Copy out all the lines in the records that include the word "screenshot".

===============

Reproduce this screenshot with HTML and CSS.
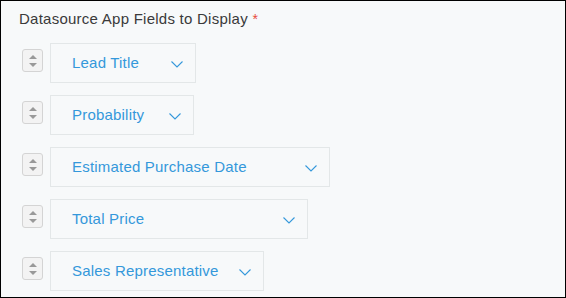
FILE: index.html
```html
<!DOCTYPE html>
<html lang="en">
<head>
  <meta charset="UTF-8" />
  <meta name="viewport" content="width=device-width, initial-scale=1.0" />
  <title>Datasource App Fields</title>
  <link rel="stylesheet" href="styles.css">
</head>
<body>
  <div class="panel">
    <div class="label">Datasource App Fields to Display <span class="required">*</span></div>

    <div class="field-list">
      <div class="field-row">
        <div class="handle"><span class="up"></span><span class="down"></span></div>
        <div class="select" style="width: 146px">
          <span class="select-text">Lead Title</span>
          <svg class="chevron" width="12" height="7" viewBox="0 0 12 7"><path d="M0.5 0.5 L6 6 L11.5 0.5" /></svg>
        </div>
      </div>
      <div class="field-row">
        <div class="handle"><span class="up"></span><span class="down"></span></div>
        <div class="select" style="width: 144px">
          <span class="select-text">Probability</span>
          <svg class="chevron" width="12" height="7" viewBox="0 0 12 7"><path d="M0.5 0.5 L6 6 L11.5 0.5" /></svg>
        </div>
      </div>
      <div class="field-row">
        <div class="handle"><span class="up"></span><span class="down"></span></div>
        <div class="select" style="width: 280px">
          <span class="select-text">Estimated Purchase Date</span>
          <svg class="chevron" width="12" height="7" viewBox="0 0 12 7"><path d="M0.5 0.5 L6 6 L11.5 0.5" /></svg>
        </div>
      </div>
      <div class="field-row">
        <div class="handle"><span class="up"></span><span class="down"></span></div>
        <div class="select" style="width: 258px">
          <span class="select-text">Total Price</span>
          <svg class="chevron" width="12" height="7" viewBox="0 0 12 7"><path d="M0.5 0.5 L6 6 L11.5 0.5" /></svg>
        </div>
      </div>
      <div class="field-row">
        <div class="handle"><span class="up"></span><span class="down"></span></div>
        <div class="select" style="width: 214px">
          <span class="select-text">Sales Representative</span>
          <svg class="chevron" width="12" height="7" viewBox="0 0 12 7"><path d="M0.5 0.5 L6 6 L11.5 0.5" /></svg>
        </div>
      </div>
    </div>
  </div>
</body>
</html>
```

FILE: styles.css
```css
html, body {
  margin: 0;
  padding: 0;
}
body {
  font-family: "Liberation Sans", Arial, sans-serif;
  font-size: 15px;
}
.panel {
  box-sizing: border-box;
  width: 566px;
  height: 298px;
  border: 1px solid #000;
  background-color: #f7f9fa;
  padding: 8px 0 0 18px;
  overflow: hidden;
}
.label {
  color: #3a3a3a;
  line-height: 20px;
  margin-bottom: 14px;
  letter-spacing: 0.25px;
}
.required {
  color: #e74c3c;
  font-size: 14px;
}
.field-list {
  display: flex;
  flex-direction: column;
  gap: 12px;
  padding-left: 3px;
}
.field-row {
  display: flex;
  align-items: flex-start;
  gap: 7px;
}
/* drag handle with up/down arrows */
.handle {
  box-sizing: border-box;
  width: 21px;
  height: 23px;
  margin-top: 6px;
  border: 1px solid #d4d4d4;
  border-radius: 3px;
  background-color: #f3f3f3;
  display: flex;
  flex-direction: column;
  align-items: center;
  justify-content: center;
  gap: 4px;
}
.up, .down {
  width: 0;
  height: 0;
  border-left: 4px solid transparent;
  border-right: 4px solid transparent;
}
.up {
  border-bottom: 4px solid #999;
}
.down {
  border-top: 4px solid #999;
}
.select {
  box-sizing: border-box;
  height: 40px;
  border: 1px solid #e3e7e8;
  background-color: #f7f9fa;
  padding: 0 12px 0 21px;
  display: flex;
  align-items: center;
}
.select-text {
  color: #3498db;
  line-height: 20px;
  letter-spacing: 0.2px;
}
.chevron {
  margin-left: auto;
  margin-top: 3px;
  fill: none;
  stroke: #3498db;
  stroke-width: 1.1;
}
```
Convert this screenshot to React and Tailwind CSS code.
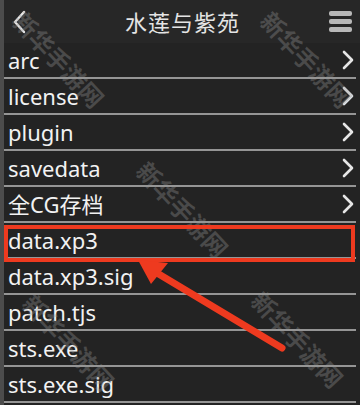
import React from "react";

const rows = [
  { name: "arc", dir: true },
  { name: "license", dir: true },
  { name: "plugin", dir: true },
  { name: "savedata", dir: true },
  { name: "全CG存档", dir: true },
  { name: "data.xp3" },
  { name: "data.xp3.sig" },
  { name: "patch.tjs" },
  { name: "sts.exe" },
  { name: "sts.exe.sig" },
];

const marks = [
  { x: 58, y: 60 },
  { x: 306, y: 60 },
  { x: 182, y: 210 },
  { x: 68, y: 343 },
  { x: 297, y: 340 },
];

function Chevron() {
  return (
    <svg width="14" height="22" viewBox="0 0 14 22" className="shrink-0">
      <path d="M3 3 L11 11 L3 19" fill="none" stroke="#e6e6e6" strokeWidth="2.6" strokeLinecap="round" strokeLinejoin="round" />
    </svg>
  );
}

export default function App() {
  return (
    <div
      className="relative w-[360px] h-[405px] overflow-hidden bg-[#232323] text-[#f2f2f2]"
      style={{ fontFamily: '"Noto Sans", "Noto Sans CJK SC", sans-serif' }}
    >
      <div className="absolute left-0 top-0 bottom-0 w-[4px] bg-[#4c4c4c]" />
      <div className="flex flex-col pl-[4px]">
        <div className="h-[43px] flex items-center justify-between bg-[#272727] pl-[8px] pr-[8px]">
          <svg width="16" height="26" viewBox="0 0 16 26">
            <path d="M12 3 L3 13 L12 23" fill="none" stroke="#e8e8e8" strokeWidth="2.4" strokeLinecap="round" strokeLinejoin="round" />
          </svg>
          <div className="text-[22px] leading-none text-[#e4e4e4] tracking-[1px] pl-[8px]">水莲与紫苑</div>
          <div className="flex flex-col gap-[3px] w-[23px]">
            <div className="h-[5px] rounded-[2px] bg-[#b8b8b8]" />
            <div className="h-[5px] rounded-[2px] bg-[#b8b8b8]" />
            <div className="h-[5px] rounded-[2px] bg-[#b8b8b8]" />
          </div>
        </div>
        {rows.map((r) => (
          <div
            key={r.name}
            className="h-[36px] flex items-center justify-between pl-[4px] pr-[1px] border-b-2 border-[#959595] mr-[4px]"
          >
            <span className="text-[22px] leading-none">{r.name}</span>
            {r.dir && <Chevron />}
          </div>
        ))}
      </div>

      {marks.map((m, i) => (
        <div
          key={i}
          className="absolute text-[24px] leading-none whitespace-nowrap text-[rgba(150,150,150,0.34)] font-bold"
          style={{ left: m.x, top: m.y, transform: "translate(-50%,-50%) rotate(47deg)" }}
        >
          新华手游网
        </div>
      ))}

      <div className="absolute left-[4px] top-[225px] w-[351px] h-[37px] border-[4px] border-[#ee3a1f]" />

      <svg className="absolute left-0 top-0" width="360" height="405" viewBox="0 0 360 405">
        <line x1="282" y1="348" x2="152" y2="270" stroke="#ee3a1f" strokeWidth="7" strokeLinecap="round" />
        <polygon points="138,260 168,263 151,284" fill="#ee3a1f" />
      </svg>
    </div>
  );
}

===============

== Response to the task ==
Reproduce this screenshot with HTML and CSS.
Convert this screenshot to React and Tailwind CSS code.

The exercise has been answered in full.